> _Set task_
In the listing below, find every line with the string "components" and pull it out.

* * * * * * *

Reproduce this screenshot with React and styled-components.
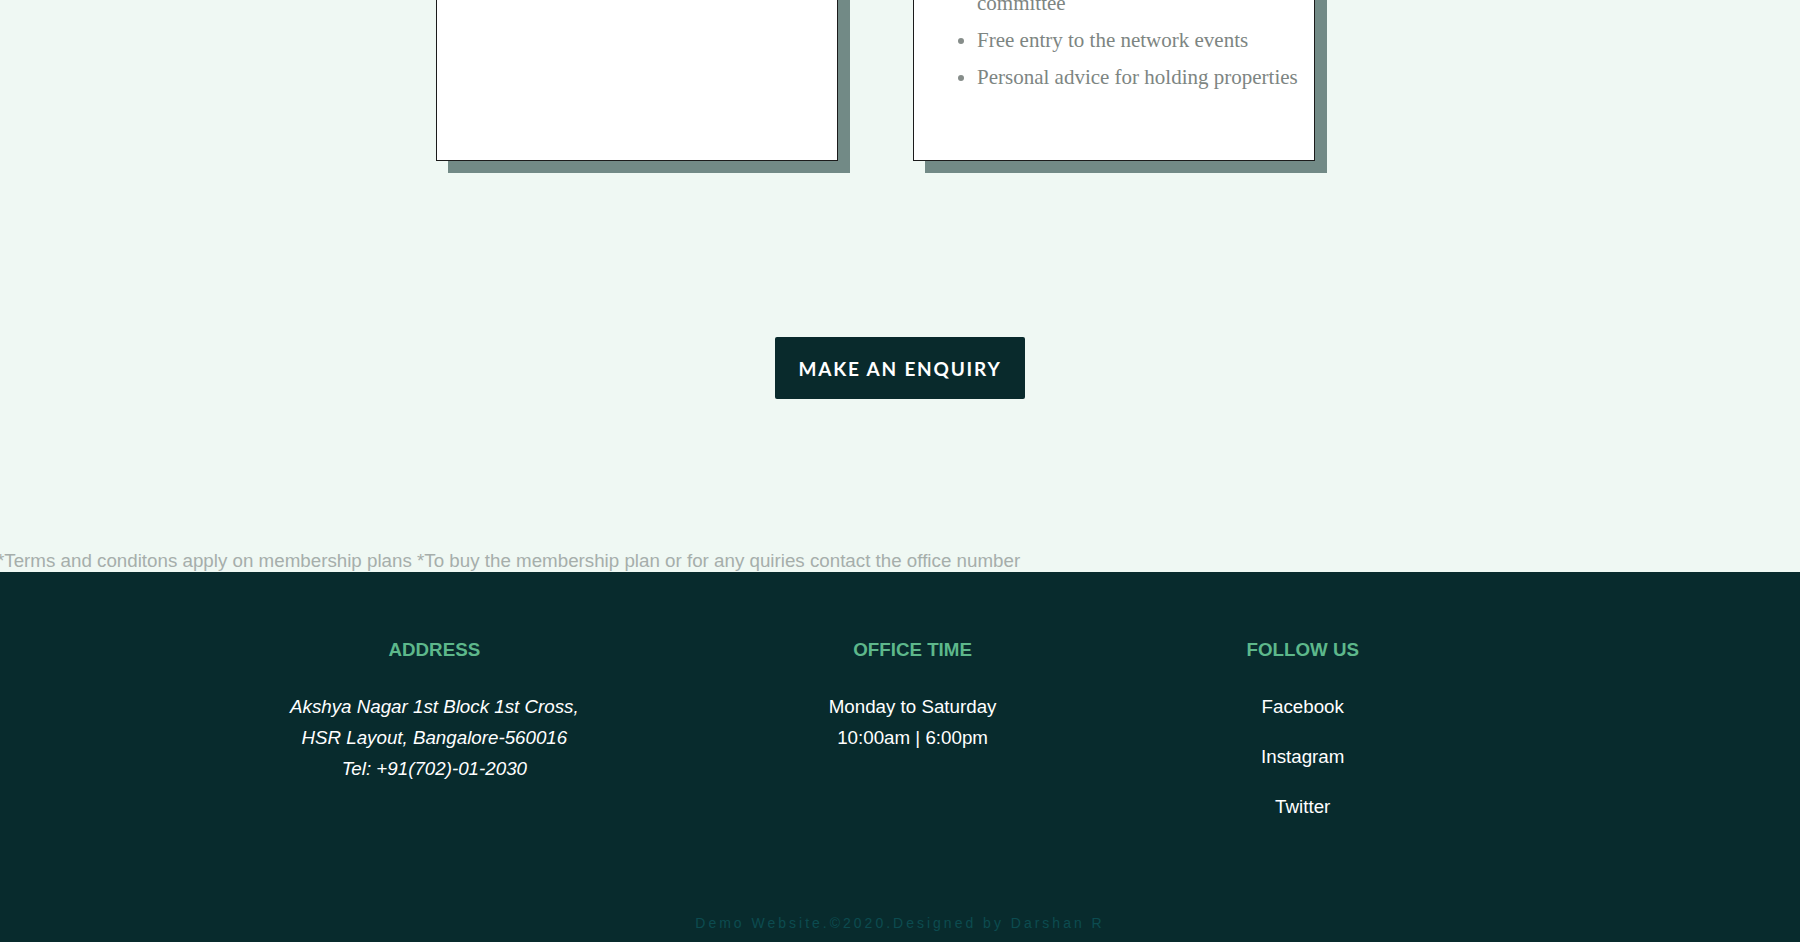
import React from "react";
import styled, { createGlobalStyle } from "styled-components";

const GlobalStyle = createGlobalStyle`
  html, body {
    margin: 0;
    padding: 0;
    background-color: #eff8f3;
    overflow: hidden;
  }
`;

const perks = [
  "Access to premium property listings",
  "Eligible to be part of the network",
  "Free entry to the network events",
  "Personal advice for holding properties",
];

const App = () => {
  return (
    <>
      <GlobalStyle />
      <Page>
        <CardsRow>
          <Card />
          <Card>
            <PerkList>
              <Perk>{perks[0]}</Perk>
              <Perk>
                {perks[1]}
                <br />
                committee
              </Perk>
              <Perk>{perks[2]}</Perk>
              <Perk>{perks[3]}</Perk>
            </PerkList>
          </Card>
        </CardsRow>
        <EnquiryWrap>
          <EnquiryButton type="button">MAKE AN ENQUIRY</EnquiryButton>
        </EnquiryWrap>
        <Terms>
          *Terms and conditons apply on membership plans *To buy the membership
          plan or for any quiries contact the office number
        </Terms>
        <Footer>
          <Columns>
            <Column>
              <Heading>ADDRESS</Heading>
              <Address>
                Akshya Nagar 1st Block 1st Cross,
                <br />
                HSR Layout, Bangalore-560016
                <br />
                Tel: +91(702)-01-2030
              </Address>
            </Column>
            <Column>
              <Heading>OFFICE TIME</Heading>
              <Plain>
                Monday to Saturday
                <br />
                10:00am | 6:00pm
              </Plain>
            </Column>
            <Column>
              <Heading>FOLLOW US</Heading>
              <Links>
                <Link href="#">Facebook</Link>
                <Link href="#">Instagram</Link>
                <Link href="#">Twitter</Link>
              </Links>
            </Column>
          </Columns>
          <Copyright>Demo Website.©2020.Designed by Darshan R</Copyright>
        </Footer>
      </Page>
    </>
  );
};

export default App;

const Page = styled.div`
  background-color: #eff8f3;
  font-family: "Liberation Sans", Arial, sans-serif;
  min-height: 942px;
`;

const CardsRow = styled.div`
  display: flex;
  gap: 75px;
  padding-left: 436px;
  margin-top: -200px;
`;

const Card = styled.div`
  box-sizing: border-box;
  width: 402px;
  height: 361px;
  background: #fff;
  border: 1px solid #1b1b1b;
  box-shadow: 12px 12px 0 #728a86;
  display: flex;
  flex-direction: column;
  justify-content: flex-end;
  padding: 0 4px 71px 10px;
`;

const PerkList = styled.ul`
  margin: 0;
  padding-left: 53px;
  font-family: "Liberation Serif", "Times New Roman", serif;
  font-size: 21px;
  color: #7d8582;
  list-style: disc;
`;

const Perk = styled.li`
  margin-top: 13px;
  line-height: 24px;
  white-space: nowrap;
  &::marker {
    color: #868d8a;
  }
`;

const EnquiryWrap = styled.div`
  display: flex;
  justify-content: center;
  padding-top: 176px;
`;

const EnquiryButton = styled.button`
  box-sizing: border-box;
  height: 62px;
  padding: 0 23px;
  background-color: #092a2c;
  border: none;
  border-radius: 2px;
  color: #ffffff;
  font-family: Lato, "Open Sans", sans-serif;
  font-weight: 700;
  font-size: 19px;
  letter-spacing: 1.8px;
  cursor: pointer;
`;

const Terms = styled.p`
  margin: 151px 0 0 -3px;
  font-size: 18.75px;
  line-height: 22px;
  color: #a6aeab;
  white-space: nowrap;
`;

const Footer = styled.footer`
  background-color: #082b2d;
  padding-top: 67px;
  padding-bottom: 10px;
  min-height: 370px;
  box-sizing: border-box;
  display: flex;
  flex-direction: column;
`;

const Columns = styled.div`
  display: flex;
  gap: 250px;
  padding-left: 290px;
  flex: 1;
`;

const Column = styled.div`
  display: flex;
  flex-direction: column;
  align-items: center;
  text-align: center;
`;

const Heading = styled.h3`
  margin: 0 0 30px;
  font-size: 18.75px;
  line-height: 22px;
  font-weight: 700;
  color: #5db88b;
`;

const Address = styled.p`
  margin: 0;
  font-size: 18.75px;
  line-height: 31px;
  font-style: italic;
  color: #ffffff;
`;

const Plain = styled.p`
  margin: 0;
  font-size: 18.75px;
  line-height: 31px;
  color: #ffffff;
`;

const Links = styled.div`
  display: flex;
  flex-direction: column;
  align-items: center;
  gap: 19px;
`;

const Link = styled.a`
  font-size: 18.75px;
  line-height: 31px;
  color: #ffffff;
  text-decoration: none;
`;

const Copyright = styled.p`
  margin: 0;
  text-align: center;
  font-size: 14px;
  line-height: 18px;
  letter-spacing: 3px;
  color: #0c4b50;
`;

* * * * * * *

> _Answer to the task_
Reproduce this screenshot with React and styled-components.
import styled, { createGlobalStyle } from "styled-components";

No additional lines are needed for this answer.